Hrant Dink’in öldürüldüğü kentin valisi İçişleri Bakanı yapılmıştır. O kentin
emniyet müdürü de valiliğe terfi edilmiştir. Bu konularda daha fazla örnek
vermek istemiyorum.
Tüm
bunlara karşın AKP iktidarı bugünkü haliyle mevcut parlamentodaki durum
karşısında en iyi olanıdır. Tabii muhalefet partileriyle karşılaştırarak bu
belirlemeyi yapıyoruz. CHP-MHP iktidarlarıyla karşılaştırıldığında AKP
iktidarının daha iyi durduğunu söyleyebilirim. Tabii bu belirlemem mükemmel
olduğu anlamına gelmemektedir. Bunlar olacağına bu olsun anlamındadır. AKP
iktidarı insanların yaşam tarzına çok fazla karışmaya başlamıştır. Başbakan
nerdeyse jinekolog görevini üstlenmiştir. Kürtaj, üç çocuk ve fazlası, sarhoş,
dindar nesil gibi uygulamaların öyle görüldüğü gibi masumane değerlendirilmeyeceğini
biliyoruz. Bu ülke her tipten insanın kendini özgür ve mutlu hissettiği bir yer
olmalıdır. İnsan haklarından asla taviz verilmeyen bir demokratik düzenden
bahsediyorum. Herkesin dinine, inancına, görüşüne göre yaşayabildiği bir
ülkeden bahsediyorum. Dindar Müslüman ibadetini ve giyimini inandığı şekilde
yerine getirmelidir. İnançsız biri de özgür ve eşit bir yurttaş olmalıdır. Bu
topraklarda Müslüman, Hıristiyan, Yahudi, Alevi, Yezidi, Türk, Kürt, diğer
inançlar ve ırklar eşit ve özgür yurttaş statüsünde mutlu yaşabilmelidirler.

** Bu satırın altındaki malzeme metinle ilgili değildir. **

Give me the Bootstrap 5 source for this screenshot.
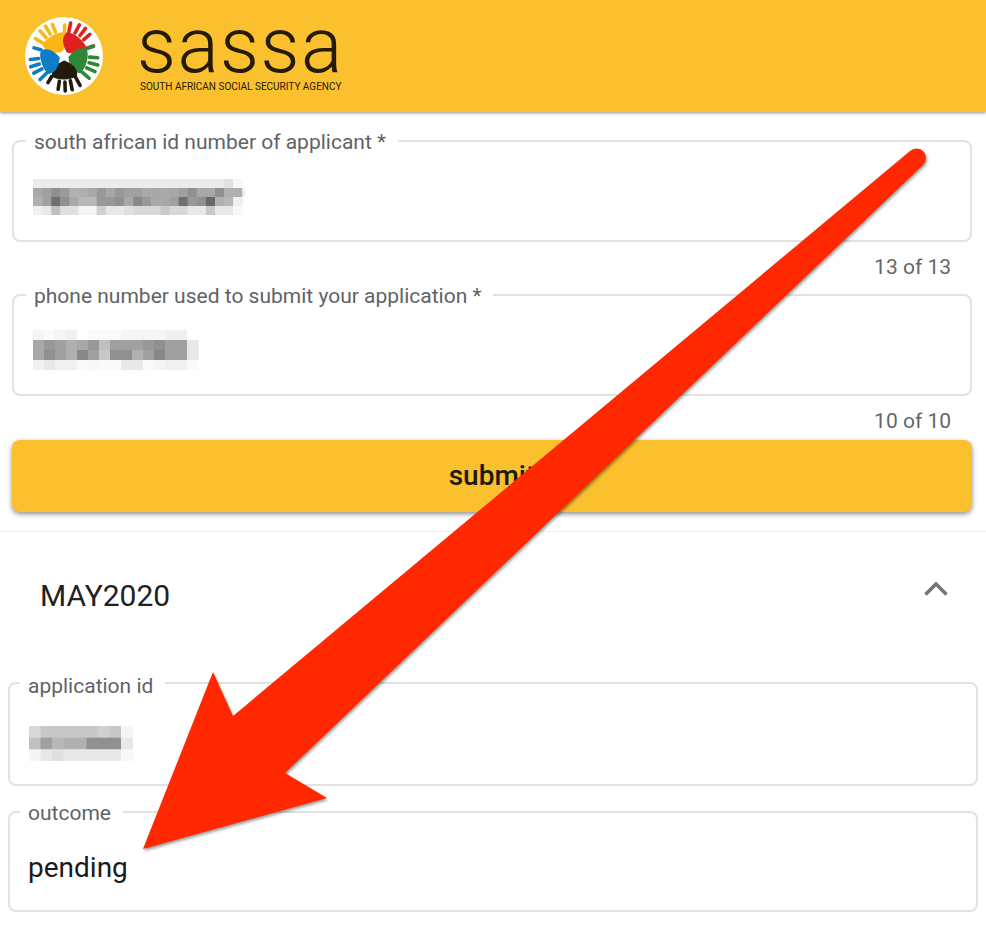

Biz öyle bir demokratik ülkeyi yani ortak vatanı hayal ediyoruz.
Gezi
Eylemleri sadece ülke içinde bir kırılma yaratmadı, uluslararası bir
değerlendirme de başlattı. ABD iki kez Türkiye Cumhuriyeti Hükümeti’ni uyardı.
AB ve diğer ülkeler de bu konuda hassasiyet gösterdiler. Arap Baharı tipi bir
hareketin Türkiye’de olamayacağını iddia etmek doğru değildir. Bakın günlerdir
polis Taksim’e gidemedi. Tek tutuklama de yok. Resmi rakama göre üç ölü ve
yüzlerce yaralı var. Altmış bin kişinin öldüğü Kürt hareketi savaşında bile
polis ve adliye bu hale gelmedi. Hükümetin olanları ve davranışlarını dikkate
alması gerekir. Hükümet hayat tarzlarına karışmaktan vazgeçmelidir. En kısa
sürede Çözüm Süreci’ni sonuçlandırması ve Kürt sorununu çözmesi gerekmektedir.
İnsan hakları, eşitlik, özgürlük, kardeşlik, adalet bu ülkenin bayrağı
olmalıdır. Üç ölü bu ülkede sarsıntılar yaratabilmiştir. Ölümleri istemiyoruz.
Irkçılığı ve faşizmi lanetliyoruz. Demokrasi maskeli otoriter, totaliter ve tek
adamlığa dayalı bir sistem milyonlar tarafından kabul edilemez. Tam demokrasi
ve kardeşlik sağlanmalıdır. Kısacası
anayasal ve yasal düzenlemelerle insanca yaşamak istiyoruz.